Data shown:
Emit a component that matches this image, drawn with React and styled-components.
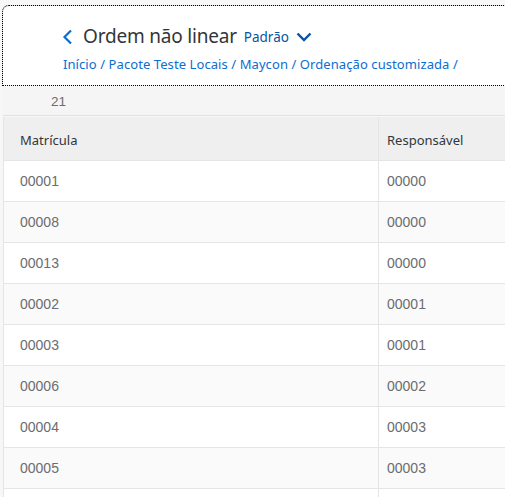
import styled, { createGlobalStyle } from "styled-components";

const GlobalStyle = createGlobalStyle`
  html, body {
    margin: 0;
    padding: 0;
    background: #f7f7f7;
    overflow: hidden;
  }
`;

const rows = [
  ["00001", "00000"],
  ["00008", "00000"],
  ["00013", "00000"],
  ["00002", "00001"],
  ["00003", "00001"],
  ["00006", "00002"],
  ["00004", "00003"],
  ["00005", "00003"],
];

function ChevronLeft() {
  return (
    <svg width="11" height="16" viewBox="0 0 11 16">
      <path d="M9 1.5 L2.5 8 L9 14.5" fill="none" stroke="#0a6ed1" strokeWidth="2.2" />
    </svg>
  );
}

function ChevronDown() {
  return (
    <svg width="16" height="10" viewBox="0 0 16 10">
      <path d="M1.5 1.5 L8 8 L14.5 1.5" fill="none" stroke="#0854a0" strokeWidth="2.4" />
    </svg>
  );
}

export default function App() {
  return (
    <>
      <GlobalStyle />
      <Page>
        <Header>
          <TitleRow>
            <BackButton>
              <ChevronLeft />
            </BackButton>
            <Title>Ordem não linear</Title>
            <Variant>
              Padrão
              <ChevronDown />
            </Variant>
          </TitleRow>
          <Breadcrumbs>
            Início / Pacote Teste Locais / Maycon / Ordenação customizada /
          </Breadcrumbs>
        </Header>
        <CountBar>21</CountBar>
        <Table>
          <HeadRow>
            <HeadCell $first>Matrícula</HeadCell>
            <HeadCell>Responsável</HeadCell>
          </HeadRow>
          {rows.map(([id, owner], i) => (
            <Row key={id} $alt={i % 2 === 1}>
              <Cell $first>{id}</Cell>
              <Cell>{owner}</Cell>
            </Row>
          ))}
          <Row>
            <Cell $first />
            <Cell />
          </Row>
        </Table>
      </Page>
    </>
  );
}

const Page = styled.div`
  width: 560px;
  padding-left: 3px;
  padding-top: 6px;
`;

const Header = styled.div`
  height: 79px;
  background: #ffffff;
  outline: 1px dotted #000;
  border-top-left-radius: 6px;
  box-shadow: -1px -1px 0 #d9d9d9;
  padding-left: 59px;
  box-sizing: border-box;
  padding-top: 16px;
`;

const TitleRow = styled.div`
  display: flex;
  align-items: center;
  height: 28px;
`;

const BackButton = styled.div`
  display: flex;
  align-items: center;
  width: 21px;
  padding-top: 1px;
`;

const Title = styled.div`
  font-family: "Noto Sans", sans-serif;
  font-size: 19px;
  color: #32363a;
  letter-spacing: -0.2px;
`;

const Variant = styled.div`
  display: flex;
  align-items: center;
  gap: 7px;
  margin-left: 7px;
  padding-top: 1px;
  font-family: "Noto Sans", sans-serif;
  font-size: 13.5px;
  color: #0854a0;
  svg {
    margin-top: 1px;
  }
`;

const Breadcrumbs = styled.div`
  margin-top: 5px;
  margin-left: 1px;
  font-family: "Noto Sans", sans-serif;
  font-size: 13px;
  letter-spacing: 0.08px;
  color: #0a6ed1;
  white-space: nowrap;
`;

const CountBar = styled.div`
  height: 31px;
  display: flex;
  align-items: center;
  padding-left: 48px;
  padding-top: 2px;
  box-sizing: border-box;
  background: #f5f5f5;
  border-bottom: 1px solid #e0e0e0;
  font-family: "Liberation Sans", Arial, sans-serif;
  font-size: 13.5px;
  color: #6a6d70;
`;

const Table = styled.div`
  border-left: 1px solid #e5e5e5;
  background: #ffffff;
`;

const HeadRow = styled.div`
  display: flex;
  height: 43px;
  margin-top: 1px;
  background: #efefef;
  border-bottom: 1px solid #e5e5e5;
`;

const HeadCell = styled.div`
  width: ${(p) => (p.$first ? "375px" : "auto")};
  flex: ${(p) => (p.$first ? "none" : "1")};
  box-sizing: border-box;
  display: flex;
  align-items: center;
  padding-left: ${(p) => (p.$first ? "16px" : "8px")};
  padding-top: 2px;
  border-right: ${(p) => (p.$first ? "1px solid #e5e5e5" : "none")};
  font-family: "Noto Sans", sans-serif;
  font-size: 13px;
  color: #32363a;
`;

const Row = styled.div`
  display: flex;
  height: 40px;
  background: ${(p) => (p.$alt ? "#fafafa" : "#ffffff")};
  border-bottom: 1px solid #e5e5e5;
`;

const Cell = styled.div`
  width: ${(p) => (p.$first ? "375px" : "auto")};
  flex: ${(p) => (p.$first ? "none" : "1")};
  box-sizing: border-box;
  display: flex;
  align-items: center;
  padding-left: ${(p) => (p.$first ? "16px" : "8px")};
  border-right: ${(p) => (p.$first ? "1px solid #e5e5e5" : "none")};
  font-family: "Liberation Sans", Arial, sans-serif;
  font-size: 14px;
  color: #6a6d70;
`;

What to do:
Reproduce every line of the material precisely, omitting its pictures.

Correct output:
Emit a component that matches this image, drawn with React and styled-components.
import styled, { createGlobalStyle } from "styled-components";

const GlobalStyle = createGlobalStyle`
  html, body {
    margin: 0;
    padding: 0;
    background: #f7f7f7;
    overflow: hidden;
  }
`;

const rows = [
  ["00001", "00000"],
  ["00008", "00000"],
  ["00013", "00000"],
  ["00002", "00001"],
  ["00003", "00001"],
  ["00006", "00002"],
  ["00004", "00003"],
  ["00005", "00003"],
];

function ChevronLeft() {
  return (
    <svg width="11" height="16" viewBox="0 0 11 16">
      <path d="M9 1.5 L2.5 8 L9 14.5" fill="none" stroke="#0a6ed1" strokeWidth="2.2" />
    </svg>
  );
}

function ChevronDown() {
  return (
    <svg width="16" height="10" viewBox="0 0 16 10">
      <path d="M1.5 1.5 L8 8 L14.5 1.5" fill="none" stroke="#0854a0" strokeWidth="2.4" />
    </svg>
  );
}

export default function App() {
  return (
    <>
      <GlobalStyle />
      <Page>
        <Header>
          <TitleRow>
            <BackButton>
              <ChevronLeft />
            </BackButton>
            <Title>Ordem não linear</Title>
            <Variant>
              Padrão
              <ChevronDown />
            </Variant>
          </TitleRow>
          <Breadcrumbs>
            Início / Pacote Teste Locais / Maycon / Ordenação customizada /
          </Breadcrumbs>
        </Header>
        <CountBar>21</CountBar>
        <Table>
          <HeadRow>
            <HeadCell $first>Matrícula</HeadCell>
            <HeadCell>Responsável</HeadCell>
          </HeadRow>
          {rows.map(([id, owner], i) => (
            <Row key={id} $alt={i % 2 === 1}>
              <Cell $first>{id}</Cell>
              <Cell>{owner}</Cell>
            </Row>
          ))}
          <Row>
            <Cell $first />
            <Cell />
          </Row>
        </Table>
      </Page>
    </>
  );
}

const Page = styled.div`
  width: 560px;
  padding-left: 3px;
  padding-top: 6px;
`;

const Header = styled.div`
  height: 79px;
  background: #ffffff;
  outline: 1px dotted #000;
  border-top-left-radius: 6px;
  box-shadow: -1px -1px 0 #d9d9d9;
  padding-left: 59px;
  box-sizing: border-box;
  padding-top: 16px;
`;

const TitleRow = styled.div`
  display: flex;
  align-items: center;
  height: 28px;
`;

const BackButton = styled.div`
  display: flex;
  align-items: center;
  width: 21px;
  padding-top: 1px;
`;

const Title = styled.div`
  font-family: "Noto Sans", sans-serif;
  font-size: 19px;
  color: #32363a;
  letter-spacing: -0.2px;
`;

const Variant = styled.div`
  display: flex;
  align-items: center;
  gap: 7px;
  margin-left: 7px;
  padding-top: 1px;
  font-family: "Noto Sans", sans-serif;
  font-size: 13.5px;
  color: #0854a0;
  svg {
    margin-top: 1px;
  }
`;

const Breadcrumbs = styled.div`
  margin-top: 5px;
  margin-left: 1px;
  font-family: "Noto Sans", sans-serif;
  font-size: 13px;
  letter-spacing: 0.08px;
  color: #0a6ed1;
  white-space: nowrap;
`;

const CountBar = styled.div`
  height: 31px;
  display: flex;
  align-items: center;
  padding-left: 48px;
  padding-top: 2px;
  box-sizing: border-box;
  background: #f5f5f5;
  border-bottom: 1px solid #e0e0e0;
  font-family: "Liberation Sans", Arial, sans-serif;
  font-size: 13.5px;
  color: #6a6d70;
`;

const Table = styled.div`
  border-left: 1px solid #e5e5e5;
  background: #ffffff;
`;

const HeadRow = styled.div`
  display: flex;
  height: 43px;
  margin-top: 1px;
  background: #efefef;
  border-bottom: 1px solid #e5e5e5;
`;

const HeadCell = styled.div`
  width: ${(p) => (p.$first ? "375px" : "auto")};
  flex: ${(p) => (p.$first ? "none" : "1")};
  box-sizing: border-box;
  display: flex;
  align-items: center;
  padding-left: ${(p) => (p.$first ? "16px" : "8px")};
  padding-top: 2px;
  border-right: ${(p) => (p.$first ? "1px solid #e5e5e5" : "none")};
  font-family: "Noto Sans", sans-serif;
  font-size: 13px;
  color: #32363a;
`;

const Row = styled.div`
  display: flex;
  height: 40px;
  background: ${(p) => (p.$alt ? "#fafafa" : "#ffffff")};
  border-bottom: 1px solid #e5e5e5;
`;

const Cell = styled.div`
  width: ${(p) => (p.$first ? "375px" : "auto")};
  flex: ${(p) => (p.$first ? "none" : "1")};
  box-sizing: border-box;
  display: flex;
  align-items: center;
  padding-left: ${(p) => (p.$first ? "16px" : "8px")};
  border-right: ${(p) => (p.$first ? "1px solid #e5e5e5" : "none")};
  font-family: "Liberation Sans", Arial, sans-serif;
  font-size: 14px;
  color: #6a6d70;
`;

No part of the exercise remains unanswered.